> **What is expected**
Copy out all lines that carry the word "this".

> **Data shown**
start
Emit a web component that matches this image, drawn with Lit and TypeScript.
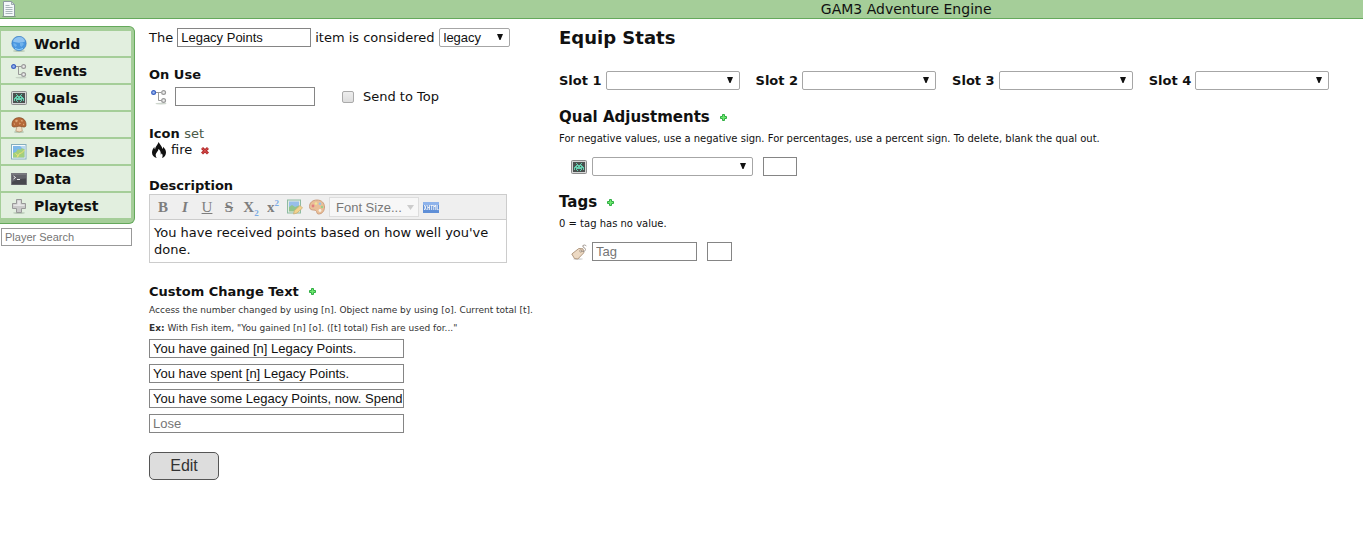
import { LitElement, html, css, svg } from "lit";
import { customElement, property } from "lit/decorators.js";

const icons: Record<string, unknown> = {
  page: svg`
    <path d="M2.500 .5h8l3 3v12h-11z" fill="#f4f8fa" stroke="#8d9aa0"/>
    <path d="M10.500 .5v3h3z" fill="#d5dee2" stroke="#8d9aa0" stroke-width=".8"/>
    <path d="M4.500 4.500h4M4.500 6.500h7M4.500 8.500h7M4.500 10.500h7M4.500 12.500h7" stroke="#a9b6ba"/>
    <path d="M1 15.700h14" stroke="#6f8f6a" stroke-width=".6"/>`,
  world: svg`
    <ellipse cx="8" cy="15" rx="6" ry="1" fill="#9fb39d" opacity=".6"/>
    <circle cx="8" cy="7.500" r="7.200" fill="#4a97e0" stroke="#3576bd" stroke-width=".6"/>
    <path d="M2 5.500C3 2 6 1 8.500 1c3 0 5 2 5.500 4.500-3 1.500-9 1.500-12 0z" fill="#8fc2f0"/>
    <path d="M2.500 7l2.500 1 1 1.500-1.500 1.500-2-2zM9 7l2.500-.5 1.500 1.500-2.500 3-1.500-1.500z" fill="#6fb2ec"/>
    <path d="M4 12.500q4 2.500 8 0" stroke="#8fd0fb" fill="none"/>`,
  events: svg`
    <ellipse cx="10" cy="14.600" rx="5.500" ry=".9" fill="#b9c4b8" opacity=".7"/>
    <path d="M5 3.500h5M7.500 3.500v8h3" fill="none" stroke="#999"/>
    <circle cx="2.600" cy="3.500" r="1.900" fill="#9bb8f0" stroke="#3a60c0" stroke-width="1.200"/>
    <circle cx="12.600" cy="3.500" r="1.900" fill="#eee" stroke="#999" stroke-width="1.200"/>
    <circle cx="12.600" cy="11.500" r="1.900" fill="#eee" stroke="#999" stroke-width="1.200"/>`,
  quals: svg`
    <rect x=".5" y="1.500" width="15" height="13" rx="1" fill="#d5d5d5" stroke="#8c8c8c"/>
    <rect x="2" y="3" width="12" height="10" fill="#4a5250"/>
    <path fill="#65d0b0" d="M5 4h1v1H5zM10 4h1v1h-1zM6 5h1v1H6zM9 5h1v1H9zM5 6h6v1H5zM4 7h2v1H4zM7 7h2v1H7zM10 7h2v1h-2zM3 8h10v1H3zM3 9h1v2H3zM5 9h6v1H5zM12 9h1v2h-1zM5 10h1v1H5zM10 10h1v1h-1zM6 11h1v1H6zM9 11h1v1H9z"/>`,
  items: svg`
    <ellipse cx="8" cy="15" rx="5" ry=".9" fill="#9fb39d" opacity=".7"/>
    <path d="M6 9h4.500l.8 5q-3 1.800-6.500 0z" fill="#f0dcc0" stroke="#a98560" stroke-width=".6"/>
    <path d="M1 8.500C.5 3.500 4 .6 8 .6s7.500 3 7 7.900c0 1.600-2.500 2-3.800 1.200Q8 8.500 5 9.800C3.500 10.500 1 10 1 8.500z" fill="#b5693a" stroke="#7f4420" stroke-width=".6"/>
    <path d="M4 3.500l2-1 1 1.500-2 1.500zM9.500 2.500l2.500 1-1 1.800zM8 5.500l2 .8-1.500 1.500zM2.500 6.500l1.500 0v1.800zM12 6.500l1.500 1-1.500 1z" fill="#e0a878"/>`,
  places: svg`
    <rect x=".5" y=".5" width="14.500" height="14.500" fill="#f8fbfd" stroke="#84aebd"/>
    <rect x="2" y="2" width="11.500" height="11.500" fill="#7db8e8"/>
    <path d="M2 13.500V9l3-1 2-3 2 1 2-2 2.500 1v8.500z" fill="#a3cf7b"/>
    <path d="M6 13.500l2.500-4 2-.5 3-3M4.500 9.500l3 2.500" stroke="#f0e277" fill="none"/>
    <path d="M9 2h4.500v3l-2-.5z" fill="#b8d9ee"/>`,
  data: svg`
    <rect x="0" y="2" width="16" height="12" fill="#77777d"/>
    <rect x="1" y="4" width="14" height="9.500" fill="#48484e"/>
    <path d="M1 4h14v3.500Q7 7.500 1 11z" fill="#63636a"/>
    <path d="M2.500 5l2 1.500-2 1.500M6 8.500h3" stroke="#fff" fill="none" stroke-width=".9"/>`,
  playtest: svg`
    <ellipse cx="8" cy="15" rx="6" ry=".9" fill="#9fb39d" opacity=".6"/>
    <path d="M5.500 1.500h5v4h4v5h-4v4h-5v-4h-4v-5h4z" fill="#c9c9c9" stroke="#999"/>
    <path d="M6.500 2.500h3v4h4v1.500h-11V6.500h4z" fill="#e6e6e6"/>`,
  fire: svg`
    <path fill="#111" d="M7.500 0c1 2.200 3.600 4 4 7 .5-.6.700-1.400.6-2.300C14 6.500 15 8.500 15 10.500c0 2.700-1.500 4.600-4 5.500.9-1.500.8-3.200-.2-4.700-.2.700-.5 1.100-1 1.400C10 9.800 8.900 7.800 7.300 7c.2 2.500-2.600 3.600-2.600 6.200 0 1.100.4 2 1.100 2.800C2.800 15.200 1 13.300 1 10.500 1 8.300 2.100 6.500 3.300 5c0 1 .2 1.800.8 2.500C4.200 4.300 6.900 3 7.500 0z"/>`,
  remove: svg`
    <path d="M6 6l6 5.500M12 6l-6 5.500" stroke="#b22a2a" stroke-width="3"/>
    <path d="M6.300 6.300l5.400 4.900M11.700 6.300l-5.400 4.900" stroke="#dd5555" stroke-width="1"/>`,
  add: svg`
    <path d="M7.500 4.500h2v2h2v2h-2v2h-2v-2h-2v-2h2z" fill="#6fe86f" stroke="#2fae42"/>`,
  tag: svg`
    <ellipse cx="7" cy="15" rx="5" ry=".8" fill="#bbb" opacity=".7"/>
    <path d="M.8 10l7-5.500 4.200.3.800 4-6 6.200-3.300-.5z" fill="#ecd9c3" stroke="#a98f75" stroke-width=".9"/>
    <circle cx="9.800" cy="7" r="1.100" fill="#fff" stroke="#8f7860" stroke-width=".7"/>
    <path d="M10 7q4 1.500 4.500-1.500-.5-2-2.500-2.500-1-2 1.500-2 1.500.2 1.800 1.200" fill="none" stroke="#9a9088" stroke-width=".9"/>`,
  image: svg`
    <rect x=".5" y="1" width="13" height="13" fill="#dcebdc" stroke="#4e9a70"/>
    <rect x="2" y="2.500" width="10" height="6" fill="#5d9fe8"/>
    <path d="M2 12.500V8l3-2 3 2 4-1.500v6z" fill="#53a84c"/>
    <path d="M6.500 15l1-3.500 5.500-5 2.500 2.500-5.500 5z" fill="#f5c14d" stroke="#b5832a" stroke-width=".8"/>`,
  palette: svg`
    <path d="M8 1c4.500 0 7.500 2.900 7.500 7 0 3.600-2 7-6 7-2.200 0-1.200-2.400-2.800-3.500C5 10.500.5 12 .5 7.500.5 3.800 3.500 1 8 1z" fill="#e8a060" stroke="#b0602a" stroke-width=".9"/>
    <circle cx="4" cy="7" r="1.400" fill="#d33"/><circle cx="7" cy="4.500" r="1.300" fill="#f3e05a"/>
    <circle cx="11" cy="4.800" r="1.300" fill="#5aa7e8"/><circle cx="13" cy="8" r="1.200" fill="#5fbf4c"/>
    <circle cx="11" cy="11.500" r="1.400" fill="#fff3e0"/>`,
  markup: svg`
    <rect x="0" y="3" width="16" height="11" fill="#2f6fd0"/>
    <rect x="0" y="3" width="16" height="3" fill="#6ea0ea"/>
    <path stroke="#fff" stroke-width=".9" fill="none" d="M1.300 6l2 5M3.300 6l-2 5M4.800 6v5M6.600 6v5M4.800 8.500h1.800M7.500 6.500h2.400M8.700 6.500V11M10.800 11V6l1 2 1-2v5M14.200 6v4.600h1.400"/>`,
};

const icon = (name: string) => html`
  <svg class="icon" width="16" height="16" viewBox="0 0 16 16" aria-hidden="true">${icons[name]}</svg>
`;

const shared = css`
  * {
    box-sizing: border-box;
  }
  .icon {
    display: block;
    flex: none;
  }
  input,
  select,
  button {
    font-family: "Liberation Sans", Arial, sans-serif;
    font-size: 13px;
    margin: 0;
  }
  .field {
    height: 19px;
    padding: 0 0 0 3px;
    border: 1px solid #858585;
    border-radius: 0;
    background: #fff;
    color: #111;
  }
  .field::placeholder {
    color: #757575;
  }
`;

@customElement("side-menu")
class SideMenu extends LitElement {
  static styles = [
    shared,
    css`
      :host {
        display: block;
      }
      .menu {
        display: flex;
        flex-direction: column;
        gap: 2px;
        padding: 4px 3px 5px 1px;
        background: #a5ce99;
        border: 1px solid #65a95c;
        border-left: 0;
        border-radius: 0 6px 6px 0;
      }
      .link {
        display: flex;
        align-items: center;
        gap: 7px;
        height: 25px;
        padding: 1px 0 0 10px;
        background: #e2efdf;
        color: #111;
        font-size: 14px;
        font-weight: bold;
        text-decoration: none;
      }
      .search {
        display: block;
        width: calc(100% - 4px);
        height: 18px;
        margin: 4px 3px 0 1px;
        border-color: #999;
        font-size: 11px;
      }
    `,
  ];

  render() {
    const entries = ["World", "Events", "Quals", "Items", "Places", "Data", "Playtest"];
    return html`
      <nav class="menu">
        ${entries.map((e) => html`<a class="link" href="#${e.toLowerCase()}">${icon(e.toLowerCase())}${e}</a>`)}
      </nav>
      <input class="field search" type="text" placeholder="Player Search" aria-label="Player Search" />
    `;
  }
}

@customElement("rich-editor")
class RichEditor extends LitElement {
  @property() value = "";

  static styles = [
    shared,
    css`
      :host {
        display: block;
        border: 1px solid #ccc;
      }
      .toolbar {
        display: flex;
        align-items: center;
        height: 25px;
        padding-left: 2px;
        background: #efefef;
        border-bottom: 1px solid #ccc;
      }
      .tool {
        display: flex;
        align-items: center;
        justify-content: center;
        width: 22px;
        height: 22px;
        padding: 0;
        border: 0;
        background: none;
        color: #333;
        font-family: "Liberation Serif", serif;
        font-size: 15px;
        line-height: 16px;
        opacity: 0.6;
      }
      .bold {
        font-weight: bold;
      }
      .italic {
        font-style: italic;
        font-weight: bold;
      }
      .under {
        text-decoration: underline;
      }
      .strike {
        text-decoration: line-through;
        font-weight: bold;
      }
      .small {
        color: #2f7fe0;
        font-size: 9px;
        line-height: 0;
      }
      .size {
        appearance: none;
        width: 90px;
        height: 20px;
        margin-left: 1px;
        padding: 0 6px;
        border: 1px solid #ddd;
        border-radius: 0;
        color: #777;
        background: #f7f7f7
          url('data:image/svg+xml,<svg xmlns="http://www.w3.org/2000/svg" width="7" height="5"><path d="M0 0h7L3.500 5z" fill="%23ccc"/></svg>')
          no-repeat right 4px center;
      }
      .xhtml {
        width: 24px;
        opacity: 0.75;
      }
      .text {
        display: block;
        width: 100%;
        height: 42px;
        padding: 4px;
        border: 0;
        resize: none;
        overflow: hidden;
        background: #fff;
        color: #111;
        font: 13px/17px "DejaVu Sans", Verdana, sans-serif;
      }
    `,
  ];

  render() {
    return html`
      <div class="toolbar" role="toolbar">
        <button class="tool bold" aria-label="Bold">B</button>
        <button class="tool italic" aria-label="Italic">I</button>
        <button class="tool under" aria-label="Underline">U</button>
        <button class="tool strike" aria-label="Strikethrough">S</button>
        <button class="tool bold" aria-label="Subscript"><span>X<sub class="small">2</sub></span></button>
        <button class="tool bold" aria-label="Superscript"><span>x<sup class="small">2</sup></span></button>
        <button class="tool" aria-label="Image">${icon("image")}</button>
        <button class="tool" aria-label="Color">${icon("palette")}</button>
        <select class="size" aria-label="Font size"><option>Font Size...</option></select>
        <button class="tool xhtml" aria-label="XHTML">${icon("markup")}</button>
      </div>
      <textarea class="text" aria-label="Description" .value=${this.value}></textarea>
    `;
  }
}

@customElement("app-root")
class AppRoot extends LitElement {
  static styles = [
    shared,
    css`
      :host {
        display: block;
        color: #111;
        font: 13px/17px "DejaVu Sans", Verdana, sans-serif;
      }
      h2,
      h3,
      h4,
      p {
        margin: 0;
      }
      .header {
        display: grid;
        grid-template-columns: 3fr 2fr;
        align-items: center;
        height: 19px;
        background: #a5ce99;
        border-bottom: 1px solid #65a95c;
      }
      .header .icon {
        margin-left: 1px;
      }
      .title {
        padding-left: 3px;
        font-size: 14px;
        font-weight: normal;
      }
      .page {
        display: grid;
        grid-template-columns: 135px 396px minmax(0, 1fr);
        column-gap: 14px;
      }
      .side {
        padding-top: 7px;
      }
      .column {
        padding-top: 9px;
      }
      .block {
        margin-top: 19px;
      }
      .row {
        display: flex;
        align-items: center;
        height: 19px;
      }
      .sentence {
        gap: 4px;
      }
      .name {
        width: 134px;
      }
      .select {
        appearance: none;
        height: 19px;
        padding: 0 4px;
        border: 1px solid #a6a6a6;
        border-radius: 2px;
        color: #111;
        background: #fff
          url('data:image/svg+xml,<svg xmlns="http://www.w3.org/2000/svg" width="6" height="6"><path d="M0 0h6L3.500 6h-1z" fill="%23111"/></svg>')
          no-repeat right 6px top 5px;
      }
      .kind {
        width: 71px;
      }
      .label {
        font-size: 13px;
        font-weight: bold;
      }
      .use {
        margin-top: 4px;
        padding-left: 2px;
      }
      .event {
        width: 140px;
        margin-left: 8px;
      }
      .check {
        appearance: none;
        width: 12px;
        height: 12px;
        margin: 0 9px 0 27px;
        border: 1px solid #aaa;
        border-radius: 2px;
        background: linear-gradient(#eee, #ddd);
      }
      .set {
        color: #4b5a48;
        font-weight: normal;
      }
      .fire {
        display: flex;
        align-items: center;
        gap: 4px;
        padding-left: 2px;
        line-height: 16px;
      }
      .mini {
        display: inline-flex;
        padding: 0;
        border: 0;
        background: none;
      }
      .editor {
        width: 358px;
      }
      .heading {
        display: flex;
        align-items: center;
        gap: 5px;
        line-height: 19px;
      }
      .change {
        font-size: 13px;
      }
      .help {
        font-size: 9px;
        line-height: 18px;
        color: #333;
        white-space: nowrap;
      }
      .changes {
        display: flex;
        flex-direction: column;
        gap: 6px;
        width: 255px;
        margin-top: 2px;
      }
      .edit {
        width: 70px;
        height: 28px;
        padding: 0;
        border: 1px solid #555;
        border-radius: 5px;
        background: #ddd;
        color: #333;
        font-size: 16px;
      }
      .equip {
        font-size: 18px;
        line-height: 19px;
      }
      .slots {
        display: flex;
        flex-wrap: wrap;
        gap: 8px 16px;
        margin: 24px 0 18px;
      }
      .slot {
        gap: 4px;
      }
      .section {
        font-size: 15px;
      }
      .hint {
        margin-top: 3px;
        font-size: 10px;
        line-height: 18px;
      }
      .entry {
        gap: 10px;
        margin: 9px 0 17px;
        padding-left: 12px;
      }
      .pair {
        display: flex;
        align-items: center;
        gap: 5px;
      }
      .qual {
        width: 161px;
      }
      .amount {
        width: 34px;
      }
      .tagname {
        width: 105px;
      }
      .tagvalue {
        width: 25px;
      }
    `,
  ];

  private adder(what: string) {
    return html`<button class="mini" aria-label="Add ${what}">${icon("add")}</button>`;
  }

  render() {
    const changes = [
      "You have gained [n] Legacy Points.",
      "You have spent [n] Legacy Points.",
      "You have some Legacy Points, now. Spend",
      "",
    ];
    return html`
      <header class="header">
        ${icon("page")}
        <div class="title">GAM3 Adventure Engine</div>
      </header>
      <div class="page">
        <side-menu class="side"></side-menu>
        <main class="column">
          <div class="row sentence">
            <label for="name">The</label>
            <input class="field name" id="name" type="text" .value=${"Legacy Points"} />
            <label for="kind">item is considered</label>
            <select class="select kind" id="kind"><option>legacy</option></select>
          </div>

          <div class="block">
            <label class="label" for="event">On Use</label>
            <div class="row use">
              ${icon("events")}
              <input class="field event" id="event" type="text" />
              <input class="check" id="top" type="checkbox" />
              <label for="top">Send to Top</label>
            </div>
          </div>

          <div class="block">
            <h4 class="label">Icon <span class="set">set</span></h4>
            <div class="fire">
              ${icon("fire")}<span>fire</span>
              <button class="mini" aria-label="Remove icon">${icon("remove")}</button>
            </div>
          </div>

          <div class="block">
            <h4 class="label">Description</h4>
            <rich-editor class="editor" value="You have received points based on how well you've done."></rich-editor>
          </div>

          <div class="block">
            <h4 class="heading change">Custom Change Text ${this.adder("change text")}</h4>
            <p class="help">Access the number changed by using [n]. Object name by using [o]. Current total [t].</p>
            <p class="help"><b>Ex:</b> With Fish item, "You gained [n] [o]. ([t] total) Fish are used for..."</p>
            <div class="changes">
              ${changes.map(
                (text, i) => html`<input
                  class="field"
                  type="text"
                  placeholder="Lose"
                  aria-label="Change text ${i + 1}"
                  .value=${text}
                />`
              )}
            </div>
          </div>

          <div class="block"><button class="edit">Edit</button></div>
        </main>
        <section class="column">
          <h2 class="equip">Equip Stats</h2>
          <div class="slots">
            ${[1, 2, 3, 4].map(
              (n) => html`<div class="row slot">
                <label class="label" for="slot${n}">Slot ${n}</label>
                <select class="select name" id="slot${n}"><option></option></select>
              </div>`
            )}
          </div>

          <h3 class="heading section">Qual Adjustments ${this.adder("qual")}</h3>
          <p class="hint">
            For negative values, use a negative sign. For percentages, use a percent sign. To delete, blank the qual
            out.
          </p>
          <div class="row entry">
            <div class="pair">
              ${icon("quals")}
              <select class="select qual" aria-label="Qual"><option></option></select>
            </div>
            <input class="field amount" type="text" aria-label="Qual amount" />
          </div>

          <h3 class="heading section">Tags ${this.adder("tag")}</h3>
          <p class="hint">0 = tag has no value.</p>
          <div class="row entry">
            <div class="pair">
              ${icon("tag")}
              <input class="field tagname" type="text" placeholder="Tag" aria-label="Tag" />
            </div>
            <input class="field tagvalue" type="text" aria-label="Tag value" />
          </div>
        </section>
      </div>
    `;
  }
}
end
> **Response below**
Emit a web component that matches this image, drawn with Lit and TypeScript.
      <textarea class="text" aria-label="Description" .value=${this.value}></textarea>
            <h4 class="heading change">Custom Change Text ${this.adder("change text")}</h4>
          <h3 class="heading section">Qual Adjustments ${this.adder("qual")}</h3>
          <h3 class="heading section">Tags ${this.adder("tag")}</h3>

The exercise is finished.